#### [What is expected]
Return all of the lines below exactly as they are.

#### [Dataset excerpt]
▶

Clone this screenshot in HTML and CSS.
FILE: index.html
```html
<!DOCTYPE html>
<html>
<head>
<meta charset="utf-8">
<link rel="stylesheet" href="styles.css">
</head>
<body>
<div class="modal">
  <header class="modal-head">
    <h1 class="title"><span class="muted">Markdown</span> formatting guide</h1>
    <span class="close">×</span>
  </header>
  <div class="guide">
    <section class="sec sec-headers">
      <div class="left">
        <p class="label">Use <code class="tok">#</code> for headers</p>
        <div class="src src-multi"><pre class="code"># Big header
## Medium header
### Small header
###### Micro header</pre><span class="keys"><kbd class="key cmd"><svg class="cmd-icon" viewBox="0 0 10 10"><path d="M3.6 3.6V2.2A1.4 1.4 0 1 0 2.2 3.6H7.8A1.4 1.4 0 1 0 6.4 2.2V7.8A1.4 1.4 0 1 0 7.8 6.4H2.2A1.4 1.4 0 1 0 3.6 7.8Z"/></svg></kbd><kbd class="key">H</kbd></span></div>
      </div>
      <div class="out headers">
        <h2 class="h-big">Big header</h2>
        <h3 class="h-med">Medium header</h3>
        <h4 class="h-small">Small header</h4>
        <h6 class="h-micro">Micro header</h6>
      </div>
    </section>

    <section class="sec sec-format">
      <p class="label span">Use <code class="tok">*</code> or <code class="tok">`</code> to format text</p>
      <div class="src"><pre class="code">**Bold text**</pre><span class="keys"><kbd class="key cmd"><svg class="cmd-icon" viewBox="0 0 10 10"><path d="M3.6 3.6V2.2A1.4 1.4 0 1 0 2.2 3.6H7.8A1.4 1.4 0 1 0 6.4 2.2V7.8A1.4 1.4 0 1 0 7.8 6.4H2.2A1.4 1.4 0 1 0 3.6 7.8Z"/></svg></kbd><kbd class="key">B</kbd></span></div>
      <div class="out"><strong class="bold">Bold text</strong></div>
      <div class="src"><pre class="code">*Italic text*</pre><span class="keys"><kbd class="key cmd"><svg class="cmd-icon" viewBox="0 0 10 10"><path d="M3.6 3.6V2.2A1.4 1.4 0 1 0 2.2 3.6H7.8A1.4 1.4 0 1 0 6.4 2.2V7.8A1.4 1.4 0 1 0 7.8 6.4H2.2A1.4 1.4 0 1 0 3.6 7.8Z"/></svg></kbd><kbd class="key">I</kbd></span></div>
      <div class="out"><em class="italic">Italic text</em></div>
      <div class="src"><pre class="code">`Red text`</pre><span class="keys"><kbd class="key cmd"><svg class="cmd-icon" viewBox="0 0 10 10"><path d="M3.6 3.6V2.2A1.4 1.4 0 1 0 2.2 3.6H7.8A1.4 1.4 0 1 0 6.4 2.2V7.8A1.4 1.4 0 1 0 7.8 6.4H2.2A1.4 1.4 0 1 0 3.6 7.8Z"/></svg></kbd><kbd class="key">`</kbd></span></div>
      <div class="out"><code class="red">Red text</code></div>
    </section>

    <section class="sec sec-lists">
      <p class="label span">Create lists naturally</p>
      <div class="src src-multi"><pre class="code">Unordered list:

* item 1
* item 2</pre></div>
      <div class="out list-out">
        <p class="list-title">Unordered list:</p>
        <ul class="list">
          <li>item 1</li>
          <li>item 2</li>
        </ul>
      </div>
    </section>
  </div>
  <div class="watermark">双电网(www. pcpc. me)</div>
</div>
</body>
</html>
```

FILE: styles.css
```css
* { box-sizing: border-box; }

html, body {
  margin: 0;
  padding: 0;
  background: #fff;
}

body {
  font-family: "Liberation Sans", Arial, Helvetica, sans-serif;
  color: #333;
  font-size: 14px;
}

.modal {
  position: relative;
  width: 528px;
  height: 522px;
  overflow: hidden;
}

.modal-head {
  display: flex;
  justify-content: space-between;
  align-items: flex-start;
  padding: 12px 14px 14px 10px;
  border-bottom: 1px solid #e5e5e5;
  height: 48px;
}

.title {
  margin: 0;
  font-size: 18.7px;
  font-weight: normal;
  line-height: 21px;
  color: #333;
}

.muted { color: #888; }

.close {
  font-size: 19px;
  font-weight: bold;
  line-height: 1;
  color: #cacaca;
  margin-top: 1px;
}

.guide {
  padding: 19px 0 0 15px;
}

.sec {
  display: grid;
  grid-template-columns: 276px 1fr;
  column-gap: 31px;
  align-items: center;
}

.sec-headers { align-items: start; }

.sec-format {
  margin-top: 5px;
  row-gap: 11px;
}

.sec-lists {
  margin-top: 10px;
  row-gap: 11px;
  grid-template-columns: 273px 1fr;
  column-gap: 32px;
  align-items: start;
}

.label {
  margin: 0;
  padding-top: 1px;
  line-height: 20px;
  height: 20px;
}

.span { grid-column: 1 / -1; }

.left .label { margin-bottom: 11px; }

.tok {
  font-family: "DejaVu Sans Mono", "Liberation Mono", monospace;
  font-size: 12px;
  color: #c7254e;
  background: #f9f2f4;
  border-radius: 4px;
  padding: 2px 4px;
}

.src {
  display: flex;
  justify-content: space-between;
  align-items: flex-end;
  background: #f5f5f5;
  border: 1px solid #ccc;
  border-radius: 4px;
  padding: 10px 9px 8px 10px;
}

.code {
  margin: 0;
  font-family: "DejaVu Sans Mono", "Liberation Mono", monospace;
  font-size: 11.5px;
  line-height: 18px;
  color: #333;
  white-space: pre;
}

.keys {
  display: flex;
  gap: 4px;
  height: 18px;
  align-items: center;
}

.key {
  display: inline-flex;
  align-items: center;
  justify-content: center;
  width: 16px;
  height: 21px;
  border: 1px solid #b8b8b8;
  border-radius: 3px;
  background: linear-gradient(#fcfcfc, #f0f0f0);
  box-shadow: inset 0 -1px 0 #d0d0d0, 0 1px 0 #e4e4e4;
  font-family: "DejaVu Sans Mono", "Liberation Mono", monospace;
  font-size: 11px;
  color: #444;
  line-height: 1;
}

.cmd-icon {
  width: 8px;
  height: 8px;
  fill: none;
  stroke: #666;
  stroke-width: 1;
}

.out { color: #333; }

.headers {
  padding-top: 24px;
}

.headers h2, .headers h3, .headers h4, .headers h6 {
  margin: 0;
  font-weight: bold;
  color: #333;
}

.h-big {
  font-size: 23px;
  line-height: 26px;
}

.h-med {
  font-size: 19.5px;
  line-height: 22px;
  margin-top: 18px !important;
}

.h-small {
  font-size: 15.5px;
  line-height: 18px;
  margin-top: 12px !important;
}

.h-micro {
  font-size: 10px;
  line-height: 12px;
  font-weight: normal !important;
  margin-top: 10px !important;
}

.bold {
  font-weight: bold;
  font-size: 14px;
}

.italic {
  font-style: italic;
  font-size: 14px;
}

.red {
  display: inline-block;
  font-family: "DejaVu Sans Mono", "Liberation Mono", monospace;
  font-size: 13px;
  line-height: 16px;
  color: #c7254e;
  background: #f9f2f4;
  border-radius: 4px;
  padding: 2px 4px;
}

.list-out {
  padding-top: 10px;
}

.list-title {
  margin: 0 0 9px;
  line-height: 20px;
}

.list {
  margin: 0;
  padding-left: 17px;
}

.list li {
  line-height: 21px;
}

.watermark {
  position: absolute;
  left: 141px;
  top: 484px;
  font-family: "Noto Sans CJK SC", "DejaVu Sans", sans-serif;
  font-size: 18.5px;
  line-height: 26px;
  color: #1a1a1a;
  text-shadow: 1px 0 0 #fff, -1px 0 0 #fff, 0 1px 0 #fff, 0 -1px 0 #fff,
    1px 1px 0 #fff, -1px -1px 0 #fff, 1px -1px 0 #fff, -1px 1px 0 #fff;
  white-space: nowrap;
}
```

◀

#### [Solution below]
Clone this screenshot in HTML and CSS.
FILE: index.html
```html
<!DOCTYPE html>
<html>
<head>
<meta charset="utf-8">
<link rel="stylesheet" href="styles.css">
</head>
<body>
<div class="modal">
  <header class="modal-head">
    <h1 class="title"><span class="muted">Markdown</span> formatting guide</h1>
    <span class="close">×</span>
  </header>
  <div class="guide">
    <section class="sec sec-headers">
      <div class="left">
        <p class="label">Use <code class="tok">#</code> for headers</p>
        <div class="src src-multi"><pre class="code"># Big header
## Medium header
### Small header
###### Micro header</pre><span class="keys"><kbd class="key cmd"><svg class="cmd-icon" viewBox="0 0 10 10"><path d="M3.6 3.6V2.2A1.4 1.4 0 1 0 2.2 3.6H7.8A1.4 1.4 0 1 0 6.4 2.2V7.8A1.4 1.4 0 1 0 7.8 6.4H2.2A1.4 1.4 0 1 0 3.6 7.8Z"/></svg></kbd><kbd class="key">H</kbd></span></div>
      </div>
      <div class="out headers">
        <h2 class="h-big">Big header</h2>
        <h3 class="h-med">Medium header</h3>
        <h4 class="h-small">Small header</h4>
        <h6 class="h-micro">Micro header</h6>
      </div>
    </section>

    <section class="sec sec-format">
      <p class="label span">Use <code class="tok">*</code> or <code class="tok">`</code> to format text</p>
      <div class="src"><pre class="code">**Bold text**</pre><span class="keys"><kbd class="key cmd"><svg class="cmd-icon" viewBox="0 0 10 10"><path d="M3.6 3.6V2.2A1.4 1.4 0 1 0 2.2 3.6H7.8A1.4 1.4 0 1 0 6.4 2.2V7.8A1.4 1.4 0 1 0 7.8 6.4H2.2A1.4 1.4 0 1 0 3.6 7.8Z"/></svg></kbd><kbd class="key">B</kbd></span></div>
      <div class="out"><strong class="bold">Bold text</strong></div>
      <div class="src"><pre class="code">*Italic text*</pre><span class="keys"><kbd class="key cmd"><svg class="cmd-icon" viewBox="0 0 10 10"><path d="M3.6 3.6V2.2A1.4 1.4 0 1 0 2.2 3.6H7.8A1.4 1.4 0 1 0 6.4 2.2V7.8A1.4 1.4 0 1 0 7.8 6.4H2.2A1.4 1.4 0 1 0 3.6 7.8Z"/></svg></kbd><kbd class="key">I</kbd></span></div>
      <div class="out"><em class="italic">Italic text</em></div>
      <div class="src"><pre class="code">`Red text`</pre><span class="keys"><kbd class="key cmd"><svg class="cmd-icon" viewBox="0 0 10 10"><path d="M3.6 3.6V2.2A1.4 1.4 0 1 0 2.2 3.6H7.8A1.4 1.4 0 1 0 6.4 2.2V7.8A1.4 1.4 0 1 0 7.8 6.4H2.2A1.4 1.4 0 1 0 3.6 7.8Z"/></svg></kbd><kbd class="key">`</kbd></span></div>
      <div class="out"><code class="red">Red text</code></div>
    </section>

    <section class="sec sec-lists">
      <p class="label span">Create lists naturally</p>
      <div class="src src-multi"><pre class="code">Unordered list:

* item 1
* item 2</pre></div>
      <div class="out list-out">
        <p class="list-title">Unordered list:</p>
        <ul class="list">
          <li>item 1</li>
          <li>item 2</li>
        </ul>
      </div>
    </section>
  </div>
  <div class="watermark">双电网(www. pcpc. me)</div>
</div>
</body>
</html>
```

FILE: styles.css
```css
* { box-sizing: border-box; }

html, body {
  margin: 0;
  padding: 0;
  background: #fff;
}

body {
  font-family: "Liberation Sans", Arial, Helvetica, sans-serif;
  color: #333;
  font-size: 14px;
}

.modal {
  position: relative;
  width: 528px;
  height: 522px;
  overflow: hidden;
}

.modal-head {
  display: flex;
  justify-content: space-between;
  align-items: flex-start;
  padding: 12px 14px 14px 10px;
  border-bottom: 1px solid #e5e5e5;
  height: 48px;
}

.title {
  margin: 0;
  font-size: 18.7px;
  font-weight: normal;
  line-height: 21px;
  color: #333;
}

.muted { color: #888; }

.close {
  font-size: 19px;
  font-weight: bold;
  line-height: 1;
  color: #cacaca;
  margin-top: 1px;
}

.guide {
  padding: 19px 0 0 15px;
}

.sec {
  display: grid;
  grid-template-columns: 276px 1fr;
  column-gap: 31px;
  align-items: center;
}

.sec-headers { align-items: start; }

.sec-format {
  margin-top: 5px;
  row-gap: 11px;
}

.sec-lists {
  margin-top: 10px;
  row-gap: 11px;
  grid-template-columns: 273px 1fr;
  column-gap: 32px;
  align-items: start;
}

.label {
  margin: 0;
  padding-top: 1px;
  line-height: 20px;
  height: 20px;
}

.span { grid-column: 1 / -1; }

.left .label { margin-bottom: 11px; }

.tok {
  font-family: "DejaVu Sans Mono", "Liberation Mono", monospace;
  font-size: 12px;
  color: #c7254e;
  background: #f9f2f4;
  border-radius: 4px;
  padding: 2px 4px;
}

.src {
  display: flex;
  justify-content: space-between;
  align-items: flex-end;
  background: #f5f5f5;
  border: 1px solid #ccc;
  border-radius: 4px;
  padding: 10px 9px 8px 10px;
}

.code {
  margin: 0;
  font-family: "DejaVu Sans Mono", "Liberation Mono", monospace;
  font-size: 11.5px;
  line-height: 18px;
  color: #333;
  white-space: pre;
}

.keys {
  display: flex;
  gap: 4px;
  height: 18px;
  align-items: center;
}

.key {
  display: inline-flex;
  align-items: center;
  justify-content: center;
  width: 16px;
  height: 21px;
  border: 1px solid #b8b8b8;
  border-radius: 3px;
  background: linear-gradient(#fcfcfc, #f0f0f0);
  box-shadow: inset 0 -1px 0 #d0d0d0, 0 1px 0 #e4e4e4;
  font-family: "DejaVu Sans Mono", "Liberation Mono", monospace;
  font-size: 11px;
  color: #444;
  line-height: 1;
}

.cmd-icon {
  width: 8px;
  height: 8px;
  fill: none;
  stroke: #666;
  stroke-width: 1;
}

.out { color: #333; }

.headers {
  padding-top: 24px;
}

.headers h2, .headers h3, .headers h4, .headers h6 {
  margin: 0;
  font-weight: bold;
  color: #333;
}

.h-big {
  font-size: 23px;
  line-height: 26px;
}

.h-med {
  font-size: 19.5px;
  line-height: 22px;
  margin-top: 18px !important;
}

.h-small {
  font-size: 15.5px;
  line-height: 18px;
  margin-top: 12px !important;
}

.h-micro {
  font-size: 10px;
  line-height: 12px;
  font-weight: normal !important;
  margin-top: 10px !important;
}

.bold {
  font-weight: bold;
  font-size: 14px;
}

.italic {
  font-style: italic;
  font-size: 14px;
}

.red {
  display: inline-block;
  font-family: "DejaVu Sans Mono", "Liberation Mono", monospace;
  font-size: 13px;
  line-height: 16px;
  color: #c7254e;
  background: #f9f2f4;
  border-radius: 4px;
  padding: 2px 4px;
}

.list-out {
  padding-top: 10px;
}

.list-title {
  margin: 0 0 9px;
  line-height: 20px;
}

.list {
  margin: 0;
  padding-left: 17px;
}

.list li {
  line-height: 21px;
}

.watermark {
  position: absolute;
  left: 141px;
  top: 484px;
  font-family: "Noto Sans CJK SC", "DejaVu Sans", sans-serif;
  font-size: 18.5px;
  line-height: 26px;
  color: #1a1a1a;
  text-shadow: 1px 0 0 #fff, -1px 0 0 #fff, 0 1px 0 #fff, 0 -1px 0 #fff,
    1px 1px 0 #fff, -1px -1px 0 #fff, 1px -1px 0 #fff, -1px 1px 0 #fff;
  white-space: nowrap;
}
```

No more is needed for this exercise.